2023.05.19 カテゴリ: M&Aグローバルビジネス企業の業績分析企業経営での留意点

1.2期連続大幅赤字

 ソフトバンクグループ(以下ソフトバンクG)が2期連続の大幅赤字を先日発表しました。22年3月期(前期)の最終損益が1兆7080億円、23年3月期(当期)が9701億円ですさまじいまでの赤字です。

 主たる原因はビジョンファンド(SVF)の不振、前期が3兆6258億円の赤字、当期が5兆3223兆円の赤字です。一方、ソフトバンクG本体でも投資事業は行っていますが、そちらは1044億円の黒字、4兆5605億円の黒字でした。。

 21年3月期に4兆9880億円の日本最高の最終損益を達成した後の急落ですからショッキングではあります。この赤字の中身についてみたいと思いますが、まず不思議に思ったのは当期でSVFは大赤字なのに本体の投資事業は大幅な黒字なことです。これはなぜなのでしょうか?実はこれ、いわゆるアリババマジックなのです。

2.アリババマジックとは

 前期末ソフトバンクGはアリババの株式を24.4%持っていましたから持分法を適用していました。大株主だったので関連会社株式としての評価方法を会計上適用していました。簡単に言うと購入価額+購入後のアリババの純損益の累積x持ち分比率が簿価だったわけです。

 アリババ、いろいろと紆余曲折はありますがソフトバンクGが購入したころよりもはるかに株価は上昇しています。それを2022年8月から9月にかけて先渡売買契約により売却しました。簿価は低いのでこの際利益が出る一方、この売却により持ち分比率は20%未満となり関連会社の会計処理の取り扱いから外れました。すると、アリババの株式は時価評価となります。当然時価>関連会社株式としての評価となりこの部分が一気に利益として計上できることになりました。
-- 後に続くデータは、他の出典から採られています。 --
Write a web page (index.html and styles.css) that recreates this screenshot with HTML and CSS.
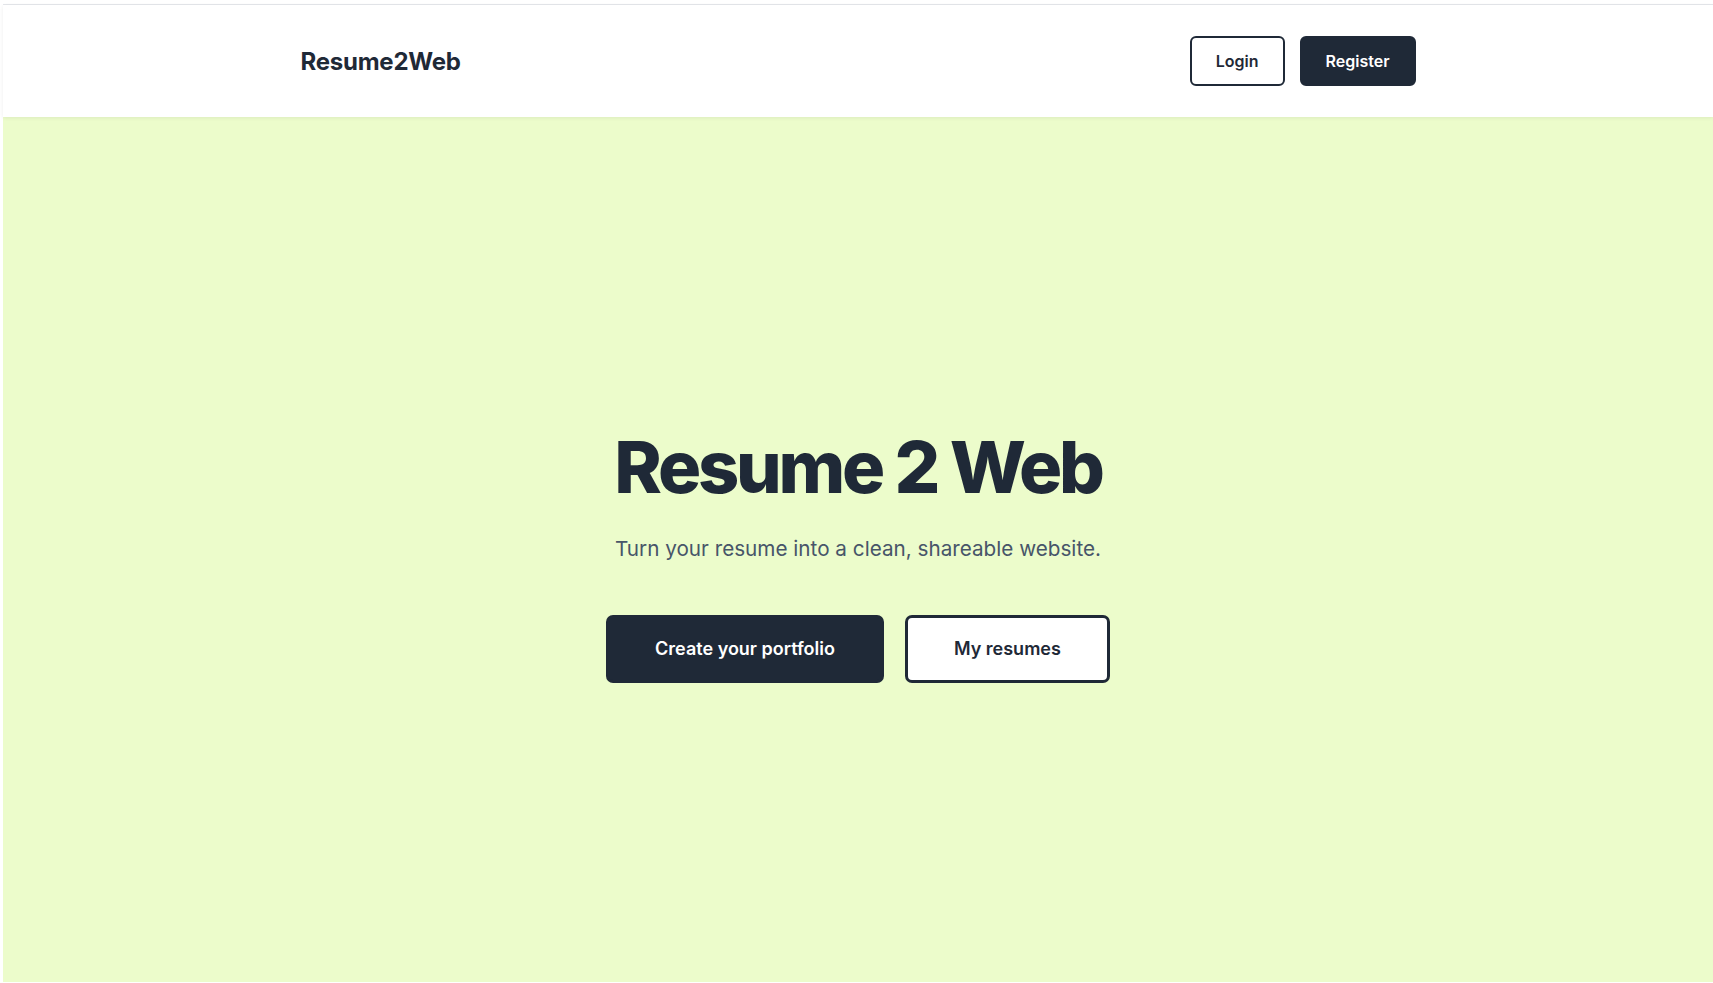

 このアリババ関連の利益が4兆3403億円ですからこれが今回の本体の投資利益のほとんどだったということになります。要するにアリババの株式の益出しをして巨額の損失を免れたという言い方もできるかもしれません

 ただ、この会計処理は経済実態的にはともかく会計的には利益操作などではない正当な処理であることは申し添えます

3.倒産しないのか?

 アリババで益出ししているにも関わらず、こんなに赤字を出してこの会社大丈夫なの?という疑問が当然沸き起こるとは思われます。そこでよくソフトバンクGが出してくる数字がNAV(純資産価値)という概念です。これはすべての保有する投資の時価からソフトバンクGの単体有利子純負債を引いた部分です。これが2023年3月末現在14兆1300億円と開示しています。これを一株に換算した一株当たりNAVは9656円、その時点の株価の5182円より大きく、株価以上の資産価値がありますと主張しています

 ただ、同数値は2021年Q1では15756円ありましたのでかなり下落傾向にあることは確かです。

 一方でLTV(ソフトバンクGの単体有利子純負債÷NAVx100)は2022年Q4の20.4%から今回11.0%まで下がっています。これは何を意味するかというといわゆる借入等の純資産価値に対する割合が減ったということを意味しており、財務リスクは下げたということです。ソフトバンクGの説明のロジックとして市場環境が悪いので財務的安定性を優先させて事業を遂行しているということなのでしょう。つまり財務的にはかなり安全=倒産など大きく行き詰まることはないという主張です。

 なかなか簡単にはどうなるかわからない会社ですが興味深いことは確かです。